General characteristics
- Type: Research ship
- Tonnage: 6,950 GT
- Length: 109.5 m (359 ft 3 in)
- Beam: 19.0 m (62 ft 4 in)
- Depth: 9.9 m (32 ft 6 in)
- Ice class: KR PL-10 (DNV Polar-10)
- Installed power: Four diesel engines (4 × 3,400 kW)
- Propulsion: Diesel-electric; Two azimuth thrusters; Two bow thrusters;
- Speed: 12 knots (22 km/h; 14 mph) (service); 16 knots (30 km/h; 18 mph) (max); 3 knots (5.6 km/h; 3.5 mph) in 1 m (3 ft 3 in) ice;
- Range: 20,000 nautical miles (37,000 km; 23,000 mi)
- Endurance: 70 days
- Boats & landing craft carried: 10 m barge capable of carrying 20 ft (6.1 m) container; 7 m work boat;
- Capacity: 31 TEU on deck, 15 TEU in cargo hold
- Crew: 25; Up to 60 scientific personnel;

= RV Araon =

Korean antarctic research ship

RV Araon is a large icebreaker operated by the Government of South Korea.
The vessel was commissioned in 2009.
She supplies the King Sejong Station, and the Jang Bogo Station, South Korea's second Antarctic research station.

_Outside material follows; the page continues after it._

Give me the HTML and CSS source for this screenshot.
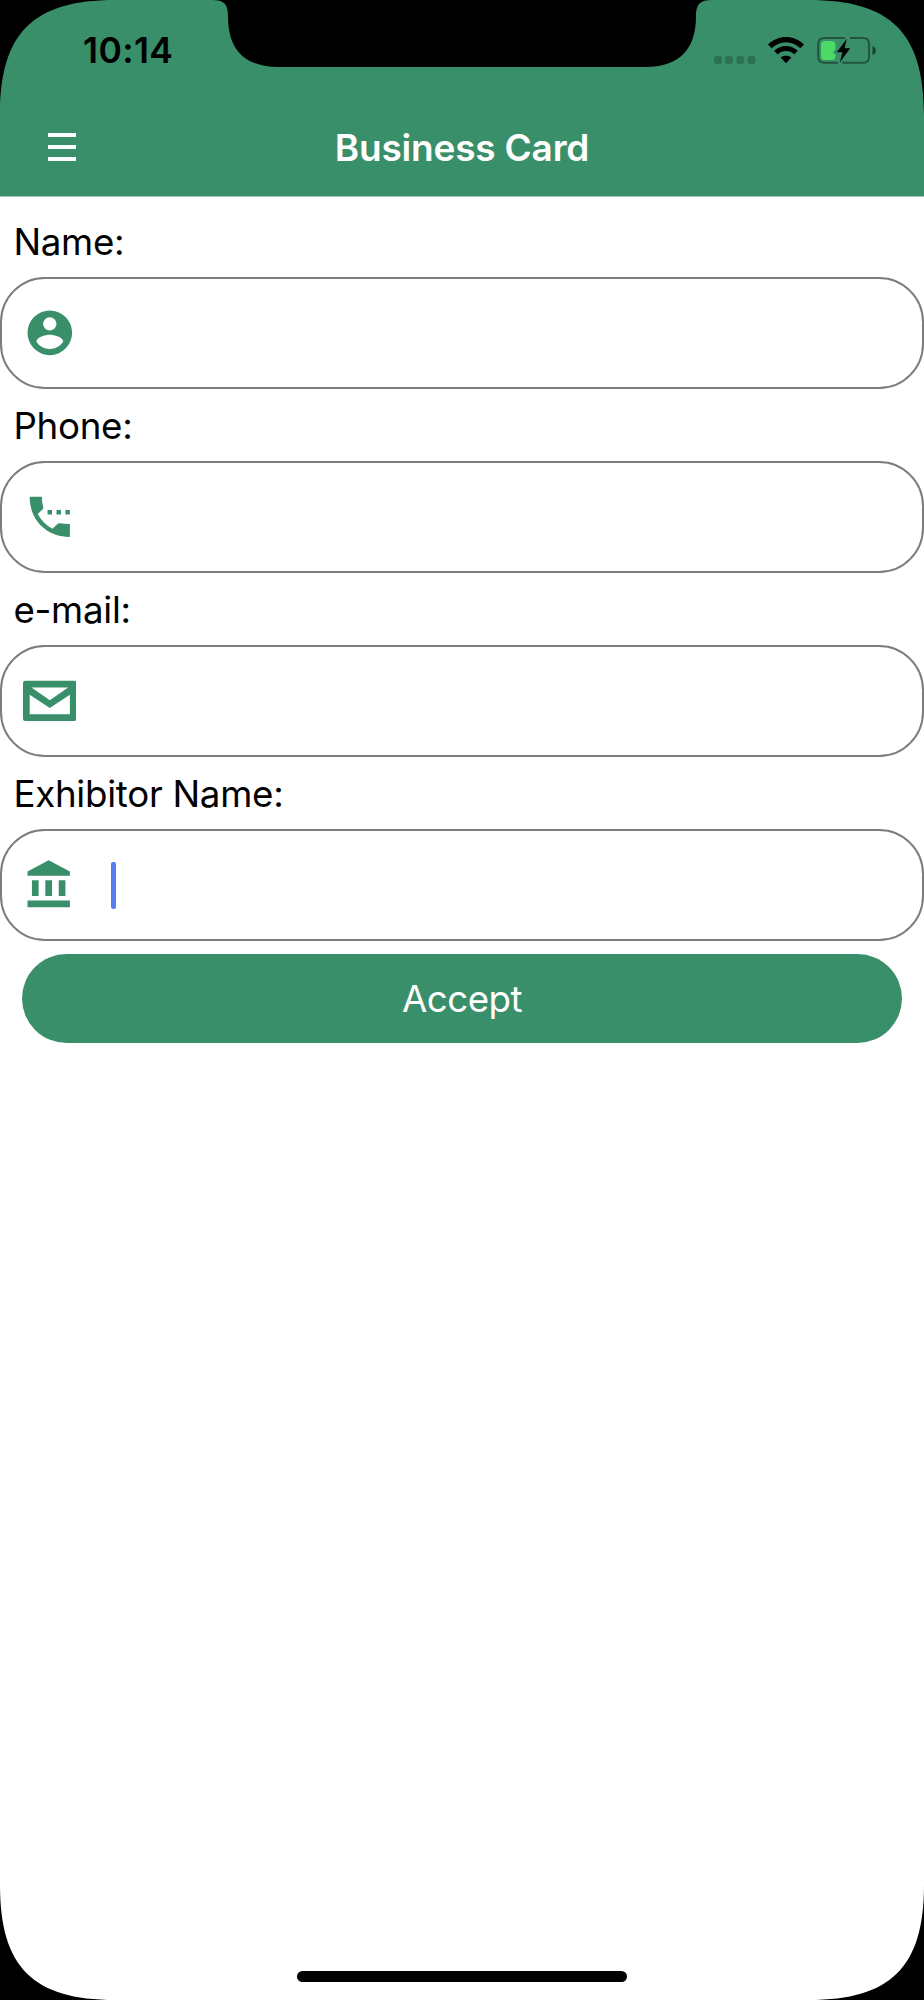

She underwent her sea trials in January 2010, in the Ross Sea.
Her first foreign port of call was Lyttelton, New Zealand.

The first location her crew investigated, for a South Korean Antarctic base, in the Cape Burks area, was not deemed suitable, and she then investigated the selected site in Terra Nova Bay.

In December 2011, she was instrumental in the rescue of the Russian trawler Sparta, trapped in Antarctic sea ice.

Her class notation is KRS1-Special purpose ship (Research vessel) PL10, DAT (-30 deg. C), HMS1, KRM1-UMA3, DPS2, NBS2.